Quantifiable success has become one of the most important aspects of our lives. It is now demanded that you are able to translate your success into numbers, titles and achievements, so that when shared, everyone becomes transfixed.

If you are unable to quantify your success or even put it down in simple 140 characters that fit your chosen social media platform bio, then you might as well shun modern life.

Even if you choose to escape modern intrusions by being a social media hermit, still, you won't be spared. Running errands, you will bump into someone who will ask you something like "so, what are you doing now" or "where are you now?" or "done anything lately?". All of those intrusive questions that ask you to sum up your life experience into three words, or five seconds, or as long as the stranger who asked you has given you audience.

If the question is asked to forge a true connection or to find a common ground, it would be a welcomed one. In truth, it is often asked as a way to assess your worth, and to compare your life to that of the stranger's. When you respond with "nothing much", you can almost hear their internal sigh of relief as they note their secret triumph over you.

Insecurities are the constant shadows that follow us around, plaguing our every move. We ask questions that enable us to label people as winners or losers, as if by counting the number of losers we meet on our way, we will have achieved some sort of success.

We have become successful in finding the trivialities of life and making them seem as if they are the necessities of it. We have become masters of emptiness, chasing whatever will bring us fleeting relief that we are on the top of the hierarchy.

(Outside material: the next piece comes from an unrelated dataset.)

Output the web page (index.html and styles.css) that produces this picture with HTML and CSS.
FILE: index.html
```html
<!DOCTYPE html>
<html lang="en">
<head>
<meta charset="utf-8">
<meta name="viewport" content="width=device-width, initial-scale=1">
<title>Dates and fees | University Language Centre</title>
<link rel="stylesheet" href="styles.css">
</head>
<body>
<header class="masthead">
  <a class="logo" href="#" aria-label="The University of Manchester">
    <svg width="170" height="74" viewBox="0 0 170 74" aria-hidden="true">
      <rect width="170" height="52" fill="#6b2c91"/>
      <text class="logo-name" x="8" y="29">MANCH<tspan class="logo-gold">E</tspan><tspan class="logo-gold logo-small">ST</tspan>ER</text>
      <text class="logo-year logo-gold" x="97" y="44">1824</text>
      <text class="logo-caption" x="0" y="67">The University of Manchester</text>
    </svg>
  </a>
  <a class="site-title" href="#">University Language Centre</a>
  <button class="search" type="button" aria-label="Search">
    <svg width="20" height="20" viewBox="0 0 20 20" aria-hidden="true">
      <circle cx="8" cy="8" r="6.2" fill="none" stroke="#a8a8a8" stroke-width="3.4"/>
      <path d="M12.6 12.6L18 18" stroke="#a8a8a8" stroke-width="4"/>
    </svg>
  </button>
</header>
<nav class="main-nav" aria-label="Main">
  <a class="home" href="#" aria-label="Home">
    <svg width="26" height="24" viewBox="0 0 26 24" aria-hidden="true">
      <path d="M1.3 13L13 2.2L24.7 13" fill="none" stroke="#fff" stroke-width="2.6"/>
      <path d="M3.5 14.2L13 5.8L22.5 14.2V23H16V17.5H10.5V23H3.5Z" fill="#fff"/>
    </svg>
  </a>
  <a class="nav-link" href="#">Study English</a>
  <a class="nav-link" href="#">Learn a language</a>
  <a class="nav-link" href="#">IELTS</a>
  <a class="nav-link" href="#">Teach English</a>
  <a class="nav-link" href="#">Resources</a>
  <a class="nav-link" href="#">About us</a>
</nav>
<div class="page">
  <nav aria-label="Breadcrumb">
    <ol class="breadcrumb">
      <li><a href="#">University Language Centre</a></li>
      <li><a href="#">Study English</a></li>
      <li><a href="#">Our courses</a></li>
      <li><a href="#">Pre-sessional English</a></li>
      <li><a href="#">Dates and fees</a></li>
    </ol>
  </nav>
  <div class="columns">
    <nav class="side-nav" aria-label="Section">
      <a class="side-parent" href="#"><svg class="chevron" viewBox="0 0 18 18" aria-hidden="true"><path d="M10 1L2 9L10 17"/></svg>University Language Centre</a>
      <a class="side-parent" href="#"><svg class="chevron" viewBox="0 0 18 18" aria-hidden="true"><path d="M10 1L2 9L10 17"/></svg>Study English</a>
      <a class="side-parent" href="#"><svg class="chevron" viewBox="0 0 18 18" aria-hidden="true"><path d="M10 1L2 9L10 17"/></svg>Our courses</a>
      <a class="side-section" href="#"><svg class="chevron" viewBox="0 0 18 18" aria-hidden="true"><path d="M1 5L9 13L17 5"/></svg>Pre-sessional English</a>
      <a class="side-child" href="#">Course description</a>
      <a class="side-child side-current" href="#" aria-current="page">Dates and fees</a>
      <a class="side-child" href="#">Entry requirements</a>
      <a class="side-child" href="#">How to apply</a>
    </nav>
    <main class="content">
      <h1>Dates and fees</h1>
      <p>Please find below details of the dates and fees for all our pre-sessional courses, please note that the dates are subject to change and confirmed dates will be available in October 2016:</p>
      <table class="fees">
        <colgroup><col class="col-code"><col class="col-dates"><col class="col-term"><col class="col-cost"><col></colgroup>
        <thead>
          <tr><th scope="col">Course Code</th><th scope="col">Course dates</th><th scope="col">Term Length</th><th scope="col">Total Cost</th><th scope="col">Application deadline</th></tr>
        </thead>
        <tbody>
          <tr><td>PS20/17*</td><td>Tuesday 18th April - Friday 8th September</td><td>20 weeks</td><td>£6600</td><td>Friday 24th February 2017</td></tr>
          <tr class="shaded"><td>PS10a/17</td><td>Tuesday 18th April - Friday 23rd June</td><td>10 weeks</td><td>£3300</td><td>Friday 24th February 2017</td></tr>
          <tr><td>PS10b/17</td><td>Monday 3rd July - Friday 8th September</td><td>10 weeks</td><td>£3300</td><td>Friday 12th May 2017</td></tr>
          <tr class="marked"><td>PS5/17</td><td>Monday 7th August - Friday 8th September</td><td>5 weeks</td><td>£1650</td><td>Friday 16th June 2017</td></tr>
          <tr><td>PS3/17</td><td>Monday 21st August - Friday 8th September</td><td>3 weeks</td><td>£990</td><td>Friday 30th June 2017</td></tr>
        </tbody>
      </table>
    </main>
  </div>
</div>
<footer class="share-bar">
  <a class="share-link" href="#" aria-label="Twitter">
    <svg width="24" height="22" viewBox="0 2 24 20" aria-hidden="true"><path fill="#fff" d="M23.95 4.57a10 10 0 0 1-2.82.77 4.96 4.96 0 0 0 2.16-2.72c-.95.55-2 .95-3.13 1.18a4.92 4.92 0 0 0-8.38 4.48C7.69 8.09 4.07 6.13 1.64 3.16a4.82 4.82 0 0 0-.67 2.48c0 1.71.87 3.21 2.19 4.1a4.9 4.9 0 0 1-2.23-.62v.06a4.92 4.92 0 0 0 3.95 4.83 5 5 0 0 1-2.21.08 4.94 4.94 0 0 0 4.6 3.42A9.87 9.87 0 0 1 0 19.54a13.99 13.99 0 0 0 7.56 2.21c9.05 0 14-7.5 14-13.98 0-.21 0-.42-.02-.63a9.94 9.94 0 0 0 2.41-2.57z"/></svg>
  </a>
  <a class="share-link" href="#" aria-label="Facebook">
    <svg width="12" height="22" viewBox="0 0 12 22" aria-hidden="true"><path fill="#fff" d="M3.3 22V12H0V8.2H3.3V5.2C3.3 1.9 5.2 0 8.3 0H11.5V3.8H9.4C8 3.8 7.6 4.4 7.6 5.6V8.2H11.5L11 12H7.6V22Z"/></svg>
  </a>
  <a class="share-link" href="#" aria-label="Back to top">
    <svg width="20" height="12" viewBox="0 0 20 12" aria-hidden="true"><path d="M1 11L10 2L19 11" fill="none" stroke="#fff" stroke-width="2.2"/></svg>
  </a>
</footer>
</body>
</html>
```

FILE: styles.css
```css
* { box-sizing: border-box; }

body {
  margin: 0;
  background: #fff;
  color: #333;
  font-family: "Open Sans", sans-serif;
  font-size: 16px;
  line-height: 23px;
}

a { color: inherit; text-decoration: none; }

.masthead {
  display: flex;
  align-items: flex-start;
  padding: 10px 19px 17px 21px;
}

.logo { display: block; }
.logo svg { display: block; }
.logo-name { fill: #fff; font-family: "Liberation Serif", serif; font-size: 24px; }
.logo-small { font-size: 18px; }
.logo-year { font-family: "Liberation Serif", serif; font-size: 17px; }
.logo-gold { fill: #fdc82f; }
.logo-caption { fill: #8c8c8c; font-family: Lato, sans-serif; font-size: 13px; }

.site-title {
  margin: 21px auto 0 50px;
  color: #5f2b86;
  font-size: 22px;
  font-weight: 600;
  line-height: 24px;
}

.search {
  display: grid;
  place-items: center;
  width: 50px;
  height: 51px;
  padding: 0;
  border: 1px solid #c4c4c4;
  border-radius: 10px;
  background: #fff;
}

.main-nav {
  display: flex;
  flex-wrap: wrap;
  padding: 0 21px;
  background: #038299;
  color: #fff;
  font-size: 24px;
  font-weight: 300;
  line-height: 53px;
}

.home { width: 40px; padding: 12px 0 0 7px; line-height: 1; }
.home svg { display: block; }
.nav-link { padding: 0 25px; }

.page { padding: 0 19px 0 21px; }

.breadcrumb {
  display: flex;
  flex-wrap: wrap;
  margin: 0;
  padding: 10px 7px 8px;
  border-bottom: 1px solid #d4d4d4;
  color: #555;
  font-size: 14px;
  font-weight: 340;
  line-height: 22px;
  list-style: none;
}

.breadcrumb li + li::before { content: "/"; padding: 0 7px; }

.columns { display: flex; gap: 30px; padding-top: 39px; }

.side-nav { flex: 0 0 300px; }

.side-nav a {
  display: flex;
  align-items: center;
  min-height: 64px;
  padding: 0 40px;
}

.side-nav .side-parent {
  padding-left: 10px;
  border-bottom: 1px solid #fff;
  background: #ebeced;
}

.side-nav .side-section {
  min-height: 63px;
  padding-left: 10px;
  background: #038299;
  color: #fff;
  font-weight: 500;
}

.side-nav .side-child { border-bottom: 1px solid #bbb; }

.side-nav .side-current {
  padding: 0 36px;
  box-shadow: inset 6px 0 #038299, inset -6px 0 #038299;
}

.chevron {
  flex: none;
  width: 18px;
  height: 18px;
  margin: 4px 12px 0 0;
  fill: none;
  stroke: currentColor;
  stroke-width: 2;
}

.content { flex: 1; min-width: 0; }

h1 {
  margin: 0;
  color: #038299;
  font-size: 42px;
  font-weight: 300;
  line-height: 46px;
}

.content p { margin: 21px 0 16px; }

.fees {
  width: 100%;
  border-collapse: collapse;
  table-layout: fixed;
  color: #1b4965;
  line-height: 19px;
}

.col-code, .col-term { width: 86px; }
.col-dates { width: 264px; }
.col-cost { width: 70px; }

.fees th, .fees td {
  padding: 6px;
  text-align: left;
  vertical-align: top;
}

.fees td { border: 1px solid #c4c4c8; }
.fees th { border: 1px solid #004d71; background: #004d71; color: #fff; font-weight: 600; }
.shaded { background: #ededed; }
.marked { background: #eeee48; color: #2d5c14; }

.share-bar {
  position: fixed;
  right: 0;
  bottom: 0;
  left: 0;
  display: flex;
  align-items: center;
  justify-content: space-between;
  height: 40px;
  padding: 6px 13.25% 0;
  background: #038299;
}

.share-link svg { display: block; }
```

How do we quantify things like overcoming trust issues, or conquering anxiety or battling daily depression? Things that out us as weaklings and make us vulnerable in a world that only accepts power as its currency. There are so many achievements that can't be put into words, let alone numbers, because they can only be felt or acknowledged internally. You can lead a valuable life that seems to others as a waste of breath.

I end this with a sigh.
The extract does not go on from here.